At first glance, for example, the spherical mouldings and precise analogic displays of Helle Gans's Clock-Barometer evoke a heavily industrialised society mobilised for technological development. In reality, this device was first shown in the 1969 Ruum ja Vorm [Space and Form] exhibition of objects free from functional constraints, marking the evolution of "industrial art" into "design" proper. The technical drawings for the Clock-Barometer even appeared in a 1971 Kunst ja Kodu [Art and Home] magazine as a DIY project, an early alternative to an increasingly standardised domestic scene.

Still, these objects represent an optimistic view of how communism could have been; as Jacobson-Cielecka describes, "the design conceptions developed during this period represented an idealised world that had little to do with the appearance of actual houses". But judging by the predominance of limited editions and prototypes in the contemporary section, this situation has not really changed. Creative design objects like the ones on show are no more accessible to the average consumer, nor is mass-manufacture any more sympathetic to experimental proposals. The curators allege that industrial processes "render the original underlying concept virtually indecipherable" to justify their selection.

That may be the case, but it makes a mere footnote of the way people actually live, and how this might shape identity more than an abstract notion of heritage.

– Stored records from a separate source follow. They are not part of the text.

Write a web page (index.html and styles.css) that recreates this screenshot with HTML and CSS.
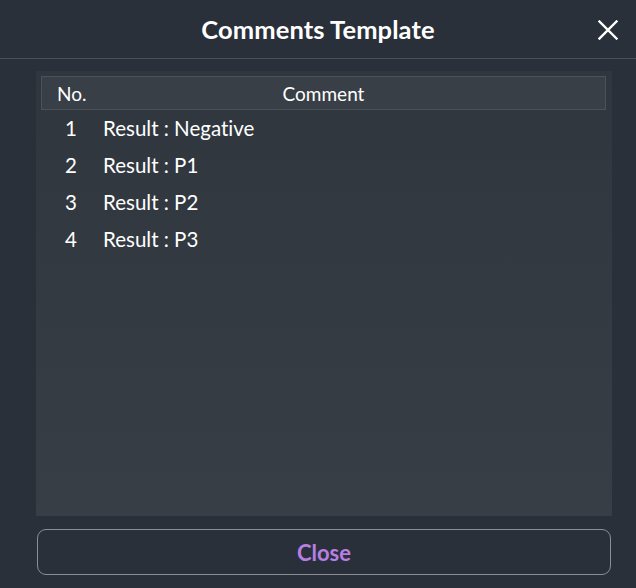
FILE: index.html
```html
<!DOCTYPE html>
<html>
<head>
<meta charset="utf-8">
<link rel="stylesheet" href="styles.css">
</head>
<body>
<div class="dialog">
  <div class="header">
    <h1 class="title">Comments Template</h1>
    <button class="close-x" aria-label="Close">
      <svg width="20" height="20" viewBox="0 0 20 20"><path d="M1.5 1.5 L18.5 18.5 M18.5 1.5 L1.5 18.5" stroke="#ffffff" stroke-width="2.4" stroke-linecap="square" fill="none"/></svg>
    </button>
  </div>
  <div class="body">
    <div class="panel">
      <div class="thead">
        <div class="col-no">No.</div>
        <div class="col-comment">Comment</div>
      </div>
      <div class="rows">
        <div class="row"><div class="num">1</div><div class="text">Result : Negative</div></div>
        <div class="row"><div class="num">2</div><div class="text">Result : P1</div></div>
        <div class="row"><div class="num">3</div><div class="text">Result : P2</div></div>
        <div class="row"><div class="num">4</div><div class="text">Result : P3</div></div>
      </div>
    </div>
    <button class="close-btn">Close</button>
  </div>
</div>
</body>
</html>
```
FILE: styles.css
```css
html, body {
  margin: 0;
  padding: 0;
}
body {
  width: 636px;
  height: 588px;
  background: #2a3039;
  font-family: "Lato", "Noto Sans", sans-serif;
  font-variant-ligatures: none;
  color: #ffffff;
  overflow: hidden;
}
.dialog {
  display: flex;
  flex-direction: column;
  height: 588px;
}
.header {
  height: 58px;
  border-bottom: 1px solid #4a5058;
  display: flex;
  align-items: center;
  justify-content: center;
  position: relative;
}
.title {
  margin: 0 0 1px 0;
  font-size: 25.5px;
  font-weight: 700;
  letter-spacing: 0.1px;
}
.close-x {
  position: absolute;
  right: 18px;
  top: 20px;
  width: 20px;
  height: 20px;
  padding: 0;
  border: 0;
  background: none;
  display: flex;
}
.body {
  padding: 12px 25px 13px 36px;
  display: flex;
  flex-direction: column;
  flex: 1;
}
.panel {
  width: 576px;
  height: 445px;
  box-sizing: border-box;
  padding: 5px 6px 5px 5px;
  background: linear-gradient(#30363e, #383e45);
}
.thead {
  height: 34px;
  box-sizing: border-box;
  border: 1px solid #4c525a;
  background: #393f47;
  display: flex;
  align-items: center;
  font-size: 19px;
}
.col-no {
  width: 60px;
  padding-left: 15px;
  box-sizing: border-box;
}
.col-comment {
  flex: 1;
  text-align: center;
  padding-right: 60px;
}
.rows {
  margin-top: -1px;
}
.row {
  height: 37px;
  display: flex;
  align-items: center;
  font-size: 20.5px;
}
.num {
  width: 60px;
  text-align: center;
}
.text {
  padding-left: 2px;
}
.close-btn {
  margin-top: 13px;
  margin-left: 1px;
  width: 574px;
  height: 46px;
  box-sizing: border-box;
  border: 1px solid #8a8f96;
  border-radius: 9px;
  background: transparent;
  color: #b77fe3;
  font-family: "Lato", "Noto Sans", sans-serif;
  font-size: 22px;
  font-weight: 700;
}
```
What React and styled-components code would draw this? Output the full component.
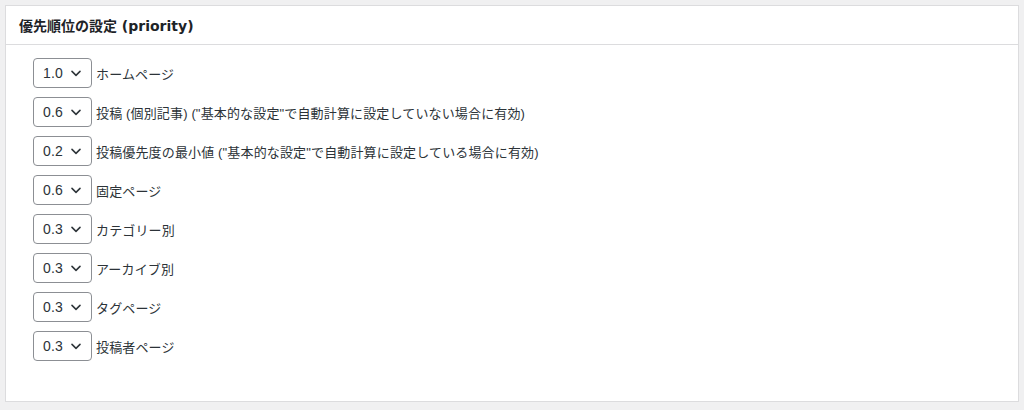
import styled, { createGlobalStyle } from "styled-components"

const Global = createGlobalStyle`
  body {
    margin: 0;
    background: #f0f0f1;
    font-family: "Liberation Sans", "Noto Sans CJK JP", sans-serif;
    color: #1d2327;
  }
`

const Page = styled.div`
  padding: 5px 5px 7px 5px;
`

const Box = styled.div`
  background: #fff;
  border: 1px solid #dcdcde;
  height: 397px;
  box-sizing: border-box;
`

const Header = styled.h2`
  margin: 0;
  height: 39px;
  box-sizing: border-box;
  border-bottom: 1px solid #dcdcde;
  padding: 0 13px;
  display: flex;
  align-items: center;
  font-family: "DejaVu Sans", "Noto Sans CJK JP", sans-serif;
  font-size: 14px;
  font-weight: 700;
  color: #1d2327;
`

const List = styled.ul`
  list-style: none;
  margin: 0;
  padding: 13px 0 0 27px;
  display: flex;
  flex-direction: column;
  gap: 9px;
`

const Row = styled.li`
  display: flex;
  align-items: center;
  gap: 4px;
  font-size: 13px;
  color: #2c3338;
  letter-spacing: 0.15px;
`

const SelectBox = styled.div`
  width: 59px;
  height: 30px;
  box-sizing: border-box;
  border: 1px solid #8c8f94;
  border-radius: 4px;
  display: flex;
  align-items: center;
  justify-content: space-between;
  padding: 0 10px 0 9px;
  font-size: 14px;
  color: #2c3338;
`

const Chevron = () => (
  <svg width="10" height="7" viewBox="0 0 10 7" fill="none">
    <path d="M1 1.4 L5 5.4 L9 1.4" stroke="#2c3338" strokeWidth="1.5" strokeLinecap="round" strokeLinejoin="round" />
  </svg>
)

const rows = [
  ["1.0", "ホームページ"],
  ["0.6", "投稿 (個別記事) (\"基本的な設定\"で自動計算に設定していない場合に有効)"],
  ["0.2", "投稿優先度の最小値 (\"基本的な設定\"で自動計算に設定している場合に有効)"],
  ["0.6", "固定ページ"],
  ["0.3", "カテゴリー別"],
  ["0.3", "アーカイブ別"],
  ["0.3", "タグページ"],
  ["0.3", "投稿者ページ"],
]

export default function App() {
  return (
    <Page>
      <Global />
      <Box>
        <Header>優先順位の設定 (priority)</Header>
        <List>
          {rows.map(([v, label], i) => (
            <Row key={i}>
              <SelectBox>
                <span>{v}</span>
                <Chevron />
              </SelectBox>
              {label}
            </Row>
          ))}
        </List>
      </Box>
    </Page>
  )
}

As Polish writer Dorota Maslowska remarks in a filmed interview, "We are much more creative than our children...nowadays everything is ready-made, there's no need to invent anything anymore". This observation resonates humorously with Piotr Stolarski's Log Clock as a new raw material in our present-day landscape of abundance. Yet the absence of logistical challenges has not necessarily led to the philosophical breakthroughs that might be expected from such newly "free" societies.

In fact, the display of post-communist era objects would not look out of place at a contemporary trade fair—especially given the groupings of objects by country. The decision to organise the exhibition in this manner seems questionable, given the curators' assertion that contemporary design transcends national borders. As they acknowledge, it is difficult to classify someone like Viktor Matic, a designer born near Sarajevo and raised in Croatia, Germany, and Italy, who studied in Bolzano and works in London. To put his work in the Croatian category seems overly simplistic.
Perhaps it would have been more fruitful to group the objects according to a secondary layer of categories, whose coloured notations are woven through the room, including "Folk Attraction", "Ironic Joke", and "New Elegance", among others. As a viewer, though, these categories can seem just as arbitrary. This ambiguity points to the self-consciousness of contemporary design, its obsession with visual mutations and layered references. Even design veterans may find it difficult to distinguish between the sincere and the sarcastic, the original and the imitation in these pieces.

In 2008, when Maxim Velcovský made his Vase of Vases from the negative space inside a circle of glass and porcelain vessels, his approach was novel; five years later, this experimentation with slip-casting traditional textures has become an almost obligatory rite of passage at design schools across Europe and Asia. Once, the idea of "copy-paste culture" was a prejudice against Soviet-era design; now, it is inarguably one of the foremost qualities of the objects we make.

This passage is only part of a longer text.